I’ve probably written about this before, but a recent session with a group of keen-as-mustard network folk, ostensibly to update us on latest technologies, but really to sell us stuff got me thinking again.
I have a proposition. These geeks were extolling the virtues of their fast networking, and the even faster networking they were about to bring us at a knock-down price, but I think that they are way behind the curve and actually selling us three-wheeled ox-carts when Starship Enterprise technology is already all around us.
Whenever your botty approaches the porcelain, something needing your immediate attention happens, perhaps the electricity man calls to read the meter, the parcel you were expecting arrives, or your dog goes into labour on your expensive Persian rug.
Whenever you get in the shower and just after smearing the shampoo on your hair, it’s the same. The phone rings or some other domestic emergency causes you to run out of the shower, slipping on the tiles and breaking your back axle.
You are going to that career-defining interview. Your presentation refuses to save on the memory stick you bought specifically for the purpose. Your interview suit is still in the dry cleaners, the maid has burned a hole in your special interview shirt, you can’t find the lucky tie you always wear and the cat has peed in your shoes. You don’t know it yet but you also have a flat tyre.
This effect used to be called, “Things always happen at the worst possible time”, “If it can go wrong it will”, “The Law of Sod”, ”Snafu” and a few other less printable epithets. It’s been going on for years. I’m surprised it hasn’t had it’s own episode on Ancient Aliens. I’m sure it’s a theory the Greek guy with the mad hair is up for.
There is a reason, and it comes down to networks. Let me explain.
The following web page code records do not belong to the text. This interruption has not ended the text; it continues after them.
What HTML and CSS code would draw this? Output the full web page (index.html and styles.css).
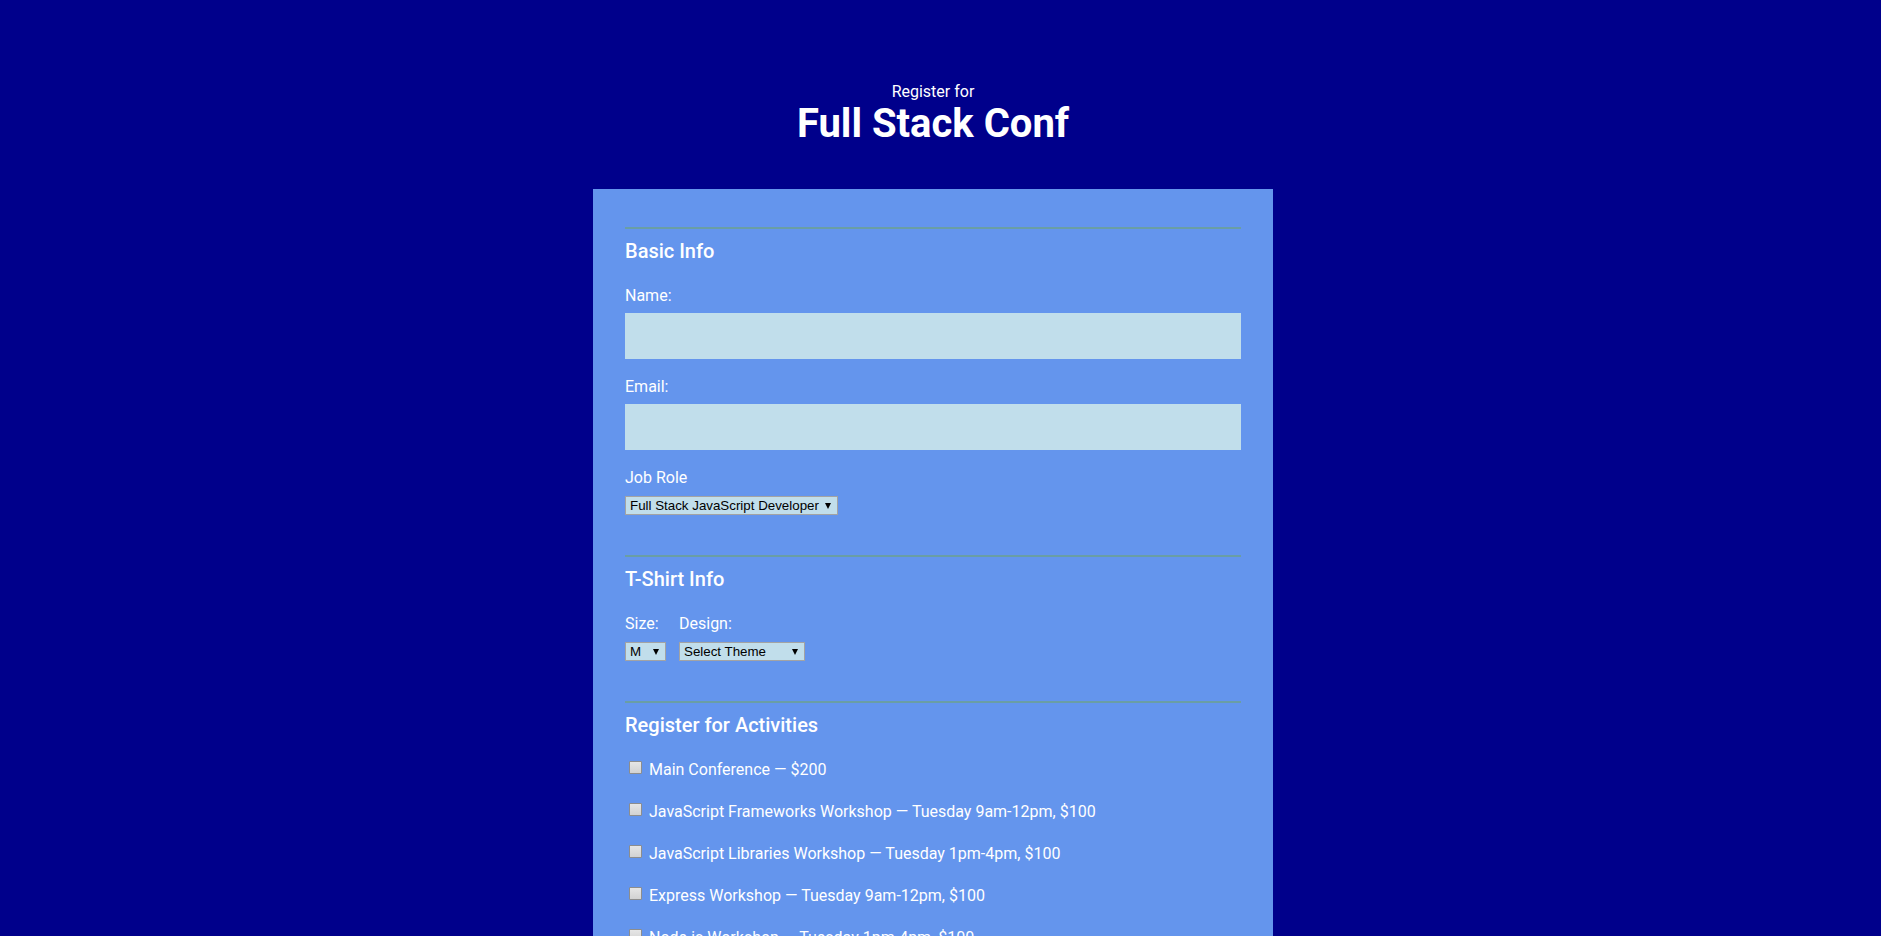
FILE: index.html
```html
<!DOCTYPE html>
<html lang="en">
<head>
<meta charset="utf-8">
<title>Full Stack Conf</title>
<link rel="stylesheet" href="styles.css">
</head>
<body>
  <header class="page-header">
    <p class="pre-title">Register for</p>
    <h1 class="title">Full Stack Conf</h1>
  </header>

  <form class="reg-form" action="#" method="post">
    <section class="section">
      <h2 class="section-title">Basic Info</h2>

      <label class="field-label" for="name">Name:</label>
      <input class="text-input" type="text" id="name" name="user_name">

      <label class="field-label" for="mail">Email:</label>
      <input class="text-input" type="email" id="mail" name="user_email">

      <label class="field-label" for="title">Job Role</label>
      <span class="select-wrap select-role">
        <select class="select" id="title" name="user_title">
          <option value="full-stack js developer">Full Stack JavaScript Developer</option>
          <option value="front-end developer">Front End Developer</option>
          <option value="back-end developer">Back End Developer</option>
          <option value="designer">Designer</option>
          <option value="student">Student</option>
          <option value="other">Other</option>
        </select>
      </span>
    </section>

    <section class="section">
      <h2 class="section-title">T-Shirt Info</h2>
      <div class="shirt-row">
        <div class="shirt-col">
          <label class="field-label" for="size">Size:</label>
          <span class="select-wrap select-size">
            <select class="select" id="size" name="user_size">
              <option value="small">S</option>
              <option value="medium" selected>M</option>
              <option value="large">L</option>
              <option value="extra large">XL</option>
            </select>
          </span>
        </div>
        <div class="shirt-col">
          <label class="field-label" for="design">Design:</label>
          <span class="select-wrap select-design">
            <select class="select" id="design" name="user_design">
              <option>Select Theme</option>
              <option value="js puns">Theme - JS Puns</option>
              <option value="heart js">Theme - I &#9829; JS</option>
            </select>
          </span>
        </div>
      </div>
    </section>

    <section class="section activities">
      <h2 class="section-title">Register for Activities</h2>
      <label class="activity"><input class="check" type="checkbox" name="all"> Main Conference — $200</label>
      <label class="activity"><input class="check" type="checkbox" name="js-frameworks"> JavaScript Frameworks Workshop — Tuesday 9am-12pm, $100</label>
      <label class="activity"><input class="check" type="checkbox" name="js-libs"> JavaScript Libraries Workshop — Tuesday 1pm-4pm, $100</label>
      <label class="activity"><input class="check" type="checkbox" name="express"> Express Workshop — Tuesday 9am-12pm, $100</label>
      <label class="activity"><input class="check" type="checkbox" name="node"> Node.js Workshop — Tuesday 1pm-4pm, $100</label>
      <label class="activity"><input class="check" type="checkbox" name="build-tools"> Build tools Workshop — Wednesday 9am-12pm, $100</label>
      <label class="activity"><input class="check" type="checkbox" name="npm"> npm Workshop — Wednesday 1pm-4pm, $100</label>
    </section>
  </form>
</body>
</html>
```

FILE: styles.css
```css
* {
  box-sizing: border-box;
}

body {
  margin: 0;
  padding-right: 15px;
  background: #00008b;
  color: #ffffff;
  font-family: Roboto, "Noto Sans", sans-serif;
  font-size: 16px;
  line-height: normal;
}

.page-header {
  text-align: center;
  padding-top: 82px;
}

.pre-title {
  margin: 0;
  font-size: 16px;
  line-height: 19px;
}

.title {
  margin: 0;
  font-size: 40px;
  font-weight: 700;
  line-height: 46px;
}

.reg-form {
  width: 680px;
  margin: 42px auto 0;
  padding: 38px 32px 40px;
  background: #6495ed;
}

.section {
  border-top: 2px solid #6a9ea4;
  padding: 10px 0 40px;
}

.section-title {
  margin: 0 0 23px;
  font-size: 20px;
  font-weight: 500;
  line-height: 24px;
}

.field-label {
  display: block;
  margin-bottom: 8px;
}

.text-input {
  display: block;
  width: 100%;
  height: 46px;
  margin: 0 0 18px;
  border: 0;
  background: #c1deeb;
  font: inherit;
}

.select-wrap {
  position: relative;
  display: inline-block;
  vertical-align: top;
}

.select-wrap::after {
  content: "";
  position: absolute;
  right: 7px;
  top: 7px;
  border-left: 3.5px solid transparent;
  border-right: 3.5px solid transparent;
  border-top: 6px solid #000;
  pointer-events: none;
}

.field-label + .select-wrap {
  margin-top: 1px;
}

.select {
  appearance: none;
  -webkit-appearance: none;
  display: block;
  height: 19px;
  margin: 0;
  padding: 0 18px 0 4px;
  border: 1px solid #a3a3a3;
  border-radius: 0;
  background: #c1deeb;
  color: #000;
  font-family: Arial, "Liberation Sans", sans-serif;
  font-size: 13.333px;
  line-height: 17px;
}

.select-role .select {
  width: 213px;
  padding-right: 16px;
}

.select-size .select {
  width: 41px;
}

.select-design .select {
  width: 126px;
}

.shirt-row {
  display: flex;
  gap: 13px;
}

.activity {
  display: block;
  margin-bottom: 23px;
}

.check {
  appearance: none;
  -webkit-appearance: none;
  width: 13px;
  height: 13px;
  margin: 0 3px 0 4px;
  vertical-align: 1px;
  border: 1px solid #8d8d8d;
  border-radius: 1px;
  background: linear-gradient(#e6e6e6, #d2d2d2);
}
```
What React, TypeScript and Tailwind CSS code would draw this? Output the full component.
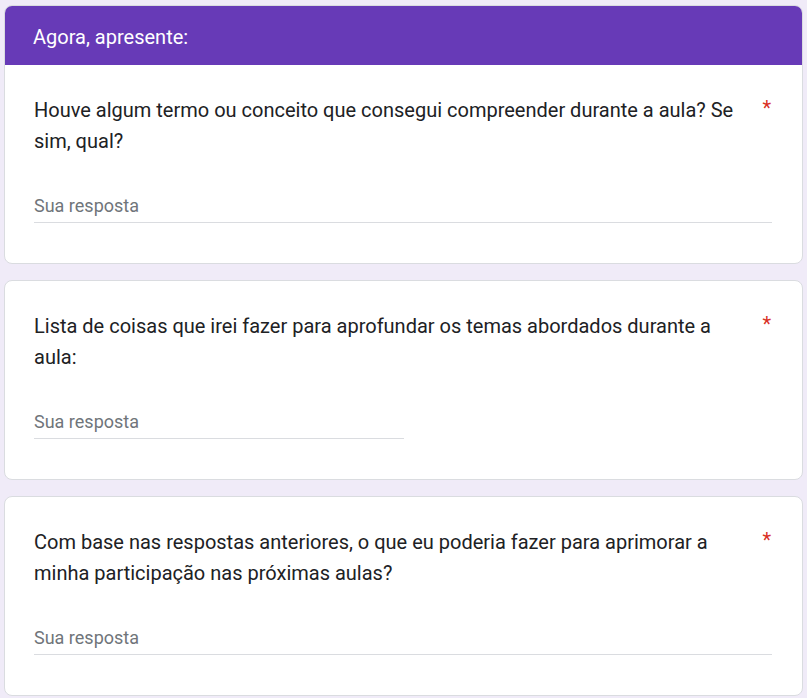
import React from "react";

const font = { fontFamily: "Roboto, 'Noto Sans', Arial, sans-serif" };

function Question({ text, half }: { text: string; half?: boolean }) {
  return (
    <div className="pt-[30px] pb-[40px] pl-[29px] pr-[30px]">
      <div className="flex items-start">
        <div className="flex-1 text-[20px] leading-[31px] text-[#202124]">{text}</div>
        <span className="w-[18px] text-right text-[#d93025] text-[20px] leading-[31px] -mt-[2px] pr-[1px]">*</span>
      </div>
      <div className={`mt-[37px] border-b border-[#dadce0] pb-[4px] ${half ? "w-[370px]" : "w-full"}`}>
        <div className="text-[18px] leading-[24px] text-[#70757a]">Sua resposta</div>
      </div>
    </div>
  );
}

export default function App() {
  return (
    <div className="min-h-[698px] w-[807px] bg-[#f0ebf8] pt-[5px] px-[4px] pb-[4px]" style={font}>
      <div className="flex flex-col gap-[16px]">
        <div className="rounded-[8px] bg-white border border-[#dadce0] overflow-hidden">
          <div className="bg-[#673ab7] h-[60px] pl-[29px] pt-[3px] flex items-center text-white text-[20px] -mx-px -mt-px">
            Agora, apresente:
          </div>
          <Question text="Houve algum termo ou conceito que consegui compreender durante a aula? Se sim, qual?" />
        </div>
        <div className="rounded-[8px] bg-white border border-[#dadce0]">
          <Question text="Lista de coisas que irei fazer para aprofundar os temas abordados durante a aula:" half />
        </div>
        <div className="rounded-[8px] bg-white border border-[#dadce0]">
          <Question text="Com base nas respostas anteriores, o que eu poderia fazer para aprimorar a minha participação nas próximas aulas?" />
        </div>
      </div>
    </div>
  );
}
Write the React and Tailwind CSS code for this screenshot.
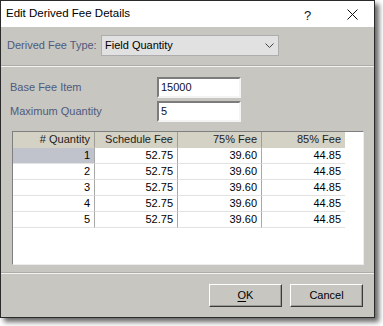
import React from 'react';

const font = { fontFamily: '"Liberation Sans", Arial, sans-serif' };

const rows = [1, 2, 3, 4, 5].map((n) => ({
  qty: n,
  schedule: '52.75',
  fee75: '39.60',
  fee85: '44.85',
}));

const columns = [
  { key: 'qty', label: '# Quantity', width: 'w-[82px]' },
  { key: 'schedule', label: 'Schedule Fee', width: 'w-[83px]' },
  { key: 'fee75', label: '75% Fee', width: 'w-[84px]' },
  { key: 'fee85', label: '85% Fee', width: 'w-[83px]' },
];

const TitleBar = () => (
  <div className="h-[26px] bg-white flex items-center relative">
    <span className="pl-[5px] text-[11.5px] text-black">Edit Derived Fee Details</span>
    <span className="absolute left-[303px] top-[5px] text-[13px] text-[#111]">?</span>
    <svg className="absolute left-[346px] top-[8px]" width="11" height="11" viewBox="0 0 11 11">
      <path d="M0.5 0.5 L10.5 10.5 M10.5 0.5 L0.5 10.5" stroke="#111" strokeWidth="1" fill="none" />
    </svg>
  </div>
);

const FieldRow = ({ label, value, className = '' }) => (
  <div className={`flex items-center ${className}`}>
    <span className="w-[147px] text-[11px] text-[#4e5a7e]">{label}</span>
    <div className="w-[84px] h-[21px] bg-white border-2 border-t-[#7c7c7c] border-l-[#7c7c7c] border-r-[#f4f4f4] border-b-[#f4f4f4] flex items-center pl-[2px] text-[11px] text-[#10102a]">
      {value}
    </div>
  </div>
);

const FeeGrid = () => (
  <div className="ml-[11px] w-[352px] h-[134px] bg-white border border-t-[#7f7f7f] border-l-[#7f7f7f] border-r-[#ececec] border-b-[#ececec]">
    <div className="flex">
      {columns.map((col, i) => (
        <div
          key={col.key}
          className={`${col.width} h-4 bg-[#d4d1c5] flex items-center justify-end pr-[4px] text-[11px] text-[#222] border-b border-[#d4d1c5] ${i < 3 ? 'border-r border-r-[#9d9d98]' : ''}`}
        >
          {col.label}
        </div>
      ))}
    </div>
    {rows.map((row, r) => (
      <div key={row.qty} className="flex">
        {columns.map((col, i) => (
          <div
            key={col.key}
            className={`${col.width} h-4 flex items-center justify-end pr-[4px] text-[11px] text-black border-b border-b-[#e2e2e2] ${i < 3 ? 'border-r border-r-[#a9a9a9]' : ''} ${r === 0 && i === 0 ? 'bg-[#c0c3cb]' : ''}`}
          >
            {row[col.key]}
          </div>
        ))}
      </div>
    ))}
  </div>
);

const Button = ({ children }) => (
  <button className="w-[73px] h-[23px] bg-[#c8c6c0] border border-t-white border-l-white border-r-[#3a3a3a] border-b-[#3a3a3a] shadow-[inset_-1px_-1px_0_#9a9a96] text-[11px] text-black flex items-center justify-center">
    {children}
  </button>
);

const Separator = () => (
  <div className="border-t border-t-[#aeaca6] border-b border-b-[#f2f2f2]" />
);

export default function App() {
  return (
    <div className="w-[383px] h-[326px] bg-white" style={font}>
      <div className="w-[375px] h-[318px] flex flex-col border border-[#2a2a2a] bg-[#c8c6c0] shadow-[4px_4px_5px_rgba(0,0,0,0.6)]">
        <TitleBar />

        <div className="pt-[8px] pb-[9px] pl-[6px] flex items-center">
          <span className="w-[94px] text-[11px] text-[#4e5a7e]">Derived Fee Type:</span>
          <div className="w-[178px] h-[21px] bg-[#e1e1e1] border border-[#adadad] flex items-center justify-between pl-[3px] pr-[4px]">
            <span className="text-[11px] text-black">Field Quantity</span>
            <svg width="9" height="5" viewBox="0 0 9 5">
              <path d="M0.5 0.5 L4.5 4.5 L8.5 0.5" stroke="#444" strokeWidth="1" fill="none" />
            </svg>
          </div>
        </div>

        <Separator />

        <div className="pt-[10px] pb-[7px] flex flex-col">
          <div className="pl-[9px] flex flex-col gap-[3px]">
            <FieldRow label="Base Fee Item" value="15000" />
            <FieldRow label="Maximum Quantity" value="5" />
          </div>
          <div className="mt-[9px]">
            <FeeGrid />
          </div>
        </div>

        <Separator />

        <div className="pt-[10px] pr-[11px] flex justify-end gap-[8px]">
          <Button>
            <span className="underline underline-offset-[2px]">O</span>K
          </Button>
          <Button>Cancel</Button>
        </div>
      </div>
    </div>
  );
}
As Jung discovered, everything, both animate and inanimate is linked, and action on one object can affect another. He put it down to the collective subconscious, a kind of dark matter that everything floats in. So, hit one bit, the vibrations travel around and immediately affect other bits. Einstein waffles on about it in Quantum Theory as “Action at a Distance”. It explains the speed of transmission of crazes. A mind has a thought, however daft, and other minds pick it up immediately. Simplistic, obviously, but I’m sure you get the idea. It certainly explains Justin Blieber’s popularity
This stuff allows virtually instantaneous transmission over a network of unlimited capacity. Network Design Guys, you have a lot of catching up to do.
To further complicate matters, this network is managed by a family of evil-minded malevolent trolls, Mr and Mrs Murphy and all the little Murphys. We each have a personal Murphy, who ensures that events will conspire against us. They watch, and at crucial moments, cackle gleefully and press the button initiating the process.
The senior Murphys also orchestrate global disaster. How else do you explain Justin Blieber.
So next time all the robots are red when your are in a hurry, your anniversary dinner soufflé collapses despite being perfect in all the trials, and you give the interviewer a copy of “Debbie Does Dallas – Uncensored” as your interview presentation, you know who to blame. Murphy.